There can only be so many homes being built and so many loans made for those new homes. Going hog-wild in building new homes with no population present to buy one or move into one cannot be sustained. Common sense reveals this to be true. It all boils down to personal responsibility...a topic of taboo to the modern day liberal. Everything is the fault of someone else and there are no consequences to one's actions. Sad as that may be, there are people in this country that think the government is the answer to all things and this is also simply not true. I would like to see where that statement is in the Constitution of the United States.

SHERYL GAY STOLBERG has a piece up today in the leftist NY Times, the publication that is notorious for informing our enemies what our next moves are about to be, has a back-handed complimentary piece on the GWB economy. In this piece, she says that unfairly, President Bush did not get the credit for the booming economy but when there is a "maybe recession" on the horizon, President Bush all of a sudden gets the full attention of the media and his enemies.
Mr. Bush has spent years presiding over an economic climate of growth that would be the envy of most presidents. Yet much to the consternation of his political advisers, he has had trouble getting credit for it, in large part because Americans were consumed by the war in Iraq.
That kind of puts to bed the fantasy of the BDS driven Bush economy.

During all of 2007 and the last half of 2006, the only topic that mattered was The War; the economy be damned because it was so good. We expected that and dealt with it accordingly as we are dealing with the pretend recession that we aren't in at the moment.

The Iraq War is not an issue because what GWB said about it has come true. The Surge has worked and is still working. We see now that the Iraqi Military has begun their own surge and it too is working. President Bush brought The War back to the forefront during the last half of the SoTU address and rightfully so. He pointed out that last year, people were saying that the war was lost and that pout efforts there would fail. How wrong they were and still are.

My friend lawhawk has this to say: (and yes, he is a lawyer)
Things kicked into overdrive in the past several weeks as the real estate markets have cooled off significantly due to the sub-prime financial crisis (self inflicted by those markets because lenders were busy doling out loans to folks who were completely incapable of paying and those buyers were more than content to get adjustable rate loans without thinking that the interest rates could go up). We've gotten nonstop stories about how the real estate markets are cratering and they ignore the fact that a correction in the real estate markets means that those homes are actually now more affordable to homeowners - especially those who have solid credit and are willing to put down 20% convention mortgages. It's a bad time to be someone engaged in flipping homes or someone who should probably never have been given a home loan in the first place because they wouldn't qualify under tighter rules that are now taking hold in the mortgage industry.
Like we have stated before, the market is in a current restructuring deal on its own accord. It happens and history bears this out time and time again.
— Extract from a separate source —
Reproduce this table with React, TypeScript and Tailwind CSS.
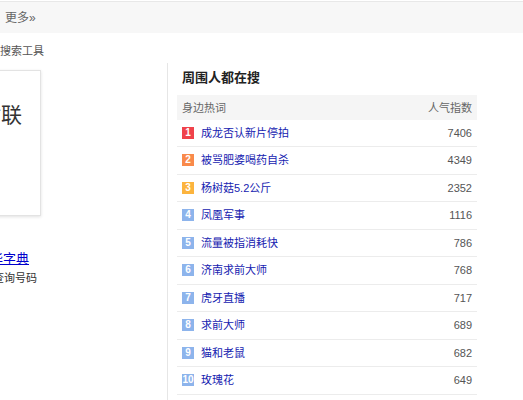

On a similar note, the Wall Street Journal has a commentary entitled, The Economy Is Fine (Really), penned by BRIAN WESBURY.
[...] It is hard to imagine any time in history when such rampant pessimism about the economy has existed with so little evidence of serious trouble. [...]

[...] The good news is that the U.S. financial system is not as fragile as many pundits suggest. Nor is the economy showing anything other than normal signs of stress. Assuming a 1.5% annualized growth rate in the fourth quarter, real GDP will have grown by 2.8% in the year ending in December 2007 and 3.2% in the second half during the height of the so-called credit crunch. Initial unemployment claims, a very consistent canary in the coal mine for recessions, are nowhere near a level of concern.
Because all debt rests on a foundation of real economic activity, and the real economy is still resilient, the current red alert about a crashing house of cards looks like another false alarm. Warren Buffett, Wilbur Ross and Bank of America are buying, and there is still $1.1 trillion in corporate cash on the books. The bench of potential buyers on the sidelines is deep and strong. Dow 15,000 looks much more likely than Dow 10,000. Keep the faith and stay invested. It's a wonderful buying opportunity. [...]
So much for that recession and that horrid Bush economy.